4 Comments to “Meme Of The Day – “The military is no place for social experiments!” UPDATE”

  1. By Jeff Alberts, December 21, 2010 @ 5:44 am

    Having spent a few years in the Army, albeit 27 years ago, I can’t say I agree with you about the discipline and controlling urges. They teach you discipline to follow orders on the battlefield, not to do with sexual desires, drinking, drugs, etc. Drug and alcohol abuse in the Army when I was in was rampant, I can’t imagine it’s much different now. I didn’t partake (ok, the only two times I’ve been drunk were in the Army, but they were experiments, and I haven’t drank since), but I was in many rooms where pot and hash were commonly used. Acid was talked about a lot, but I don’t think I ever saw it.

    I spent my high school years in pot-smoke filled rooms, but again, never partook. I don’t know why, I just never wanted to do it. I guess I saw all the crap my older sister got into and thought, no effing way.

    My point is, if you weren’t any good at controlling your urges as a civilian, the military isn’t going to change that. But, I never really thought about anybody in my units being gay. The thought just never occurred to me, except as a joke.

    But serving openly in the military does bring up an issue I would wonder about. If you KNOW the guy you’re showering with is gay, would that make you (if you were straight) nervous? I mean, if a hetero guy walked into the women’s shower, there would be hell to pay. Isn’t this the same thing?

  2. By Jeff Alberts, December 21, 2010 @ 5:47 am

    Maybe this is in bad taste, but when I first heard the phrase “serving openly gay in the military” my first thought was a camouflaged feather boa…

  3. By Sonicfrog, December 21, 2010 @ 7:58 am

    Drug and alcohol abuse in the Army when I was in was rampant, I can’t imagine it’s much different now.

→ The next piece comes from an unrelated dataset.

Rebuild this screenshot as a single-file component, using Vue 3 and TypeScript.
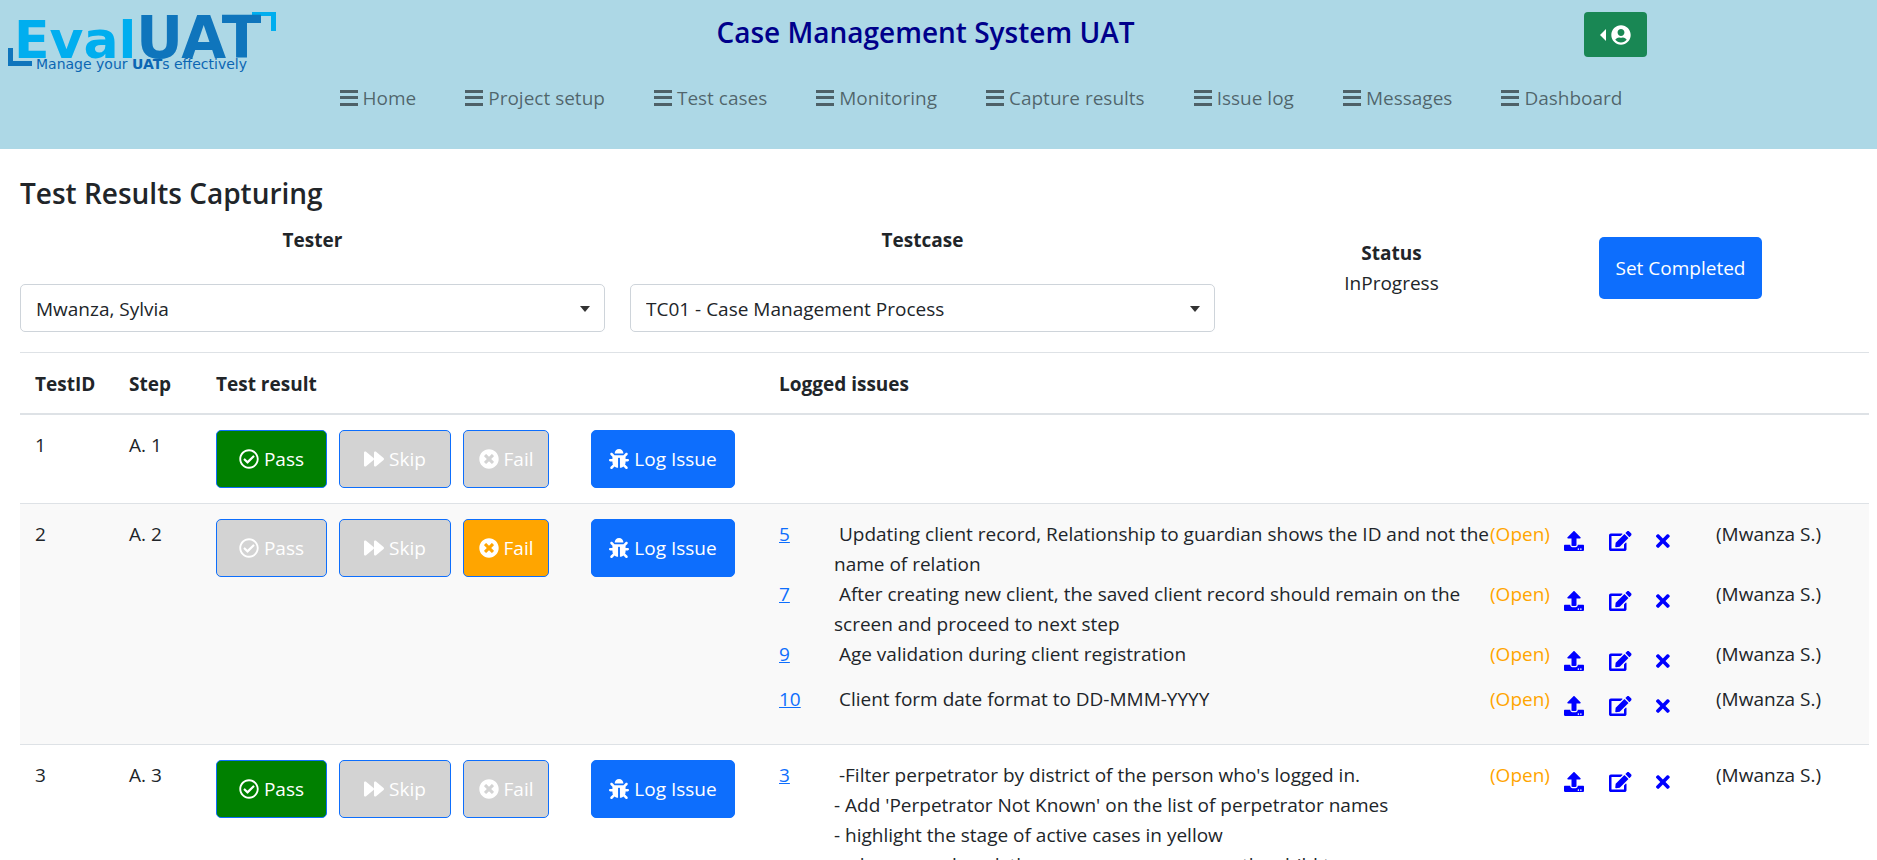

    I don’t think it’s different now.

    “Drugs and alcohol”. I was going to go into this aspect of military service, but I was already running long. Here is the difference. I think that you’ll agree – thought the brass discourages alcohol and drug abuse, there is an underlying social approval of getting lit on one thing or another. Getting drunk of your ass is kind of a badge of honor. It’s accepted by our society. In civilian life, being loose sexually with your fellow workmates is generally discouraged. Gays who wish to serve will, I think, continue to be low key. It’s just more comfortable to compartmentalize your sexuality when you are in situations when you know it will ruffle feathers.

    “But, I never really thought about anybody in my units being gay. The thought just never occurred to me, except as a joke.”

    And how many did you serve with? Can you honestly say with any amount of certainty that not one of those in any of the units you served in was gay? There was almost certainly a few. There were also some guys in your high school gym class that you showered with who, unknown to you, were gay. One of those high school classmates or gay servicemen may have even had a secret crush on you. You don’t know. Now that the ban is lifted, will their be a few who go overboard and get stupid? Of course there will be. And they should get the proper discipline. But now they will no longer be kicked out simply for being gay, but only if they act on their feelings. It’s the way it should be.

  4. By Jeff Alberts, December 21, 2010 @ 4:02 pm

    “Drugs and alcohol”. I was going to go into this aspect of military service, but I was already running long. Here is the difference. I think that you’ll agree – thought the brass discourages alcohol and drug abuse, there is an underlying social approval of getting lit on one thing or another. Getting drunk of your ass is kind of a badge of honor. It’s accepted by our society. In civilian life, being loose sexually with your fellow workmates is generally discouraged. Gays who wish to serve will, I think, continue to be low key. It’s just more comfortable to compartmentalize your sexuality when you are in situations when you know it will ruffle feathers.

    I was in a combat unit stationed near the East German border, so it was a higher stress environment than say, being stationed back in the states. However, I didn’t drink due to stress, I drank to see what all the fuss was about, and still don’t get it. I knew many guys on both sides of the coin, those who drank before they joined, and those who didn’t. As far as I know, none of the ones who didn’t drink beforehand started drinking because they wanted to achieve a badge of honor. That’s not to say none of them did, just none of the ones I knew. If they were like me, they looked at their drunken/stoned buddies and thought “Friggin’ morons”.

    Yes, having sex with co-workers is discouraged, but it happens frequently. I did it once, lost my job, but it didn’t discourage me from wanting it to happen again later. Again my point is that urges are urges, and the Military doesn’t do anything to get rid of them any more than religion does.

    And how many did you serve with? Can you honestly say with any amount of certainty that not one of those in any of the units you served in was gay?

    You missed my point, I think. I didn’t say none of them were gay, I said I didn’t think about it. In group showers I wasn’t looking over my shoulder to see who might be staring. But if I KNEW there were gay guys in the shower, I might act differently. Again, the same as if straight men and women were showering together. The men would enjoy it, the women, I think, would feel very uncomfortable, unless they were interested in the guys. But with gay men showering with straight men, that urge only goes in one direction. The same goes with lesbian women in private situations with straight women.

    Sorry, rambling a bit 😉 Gotta go to work!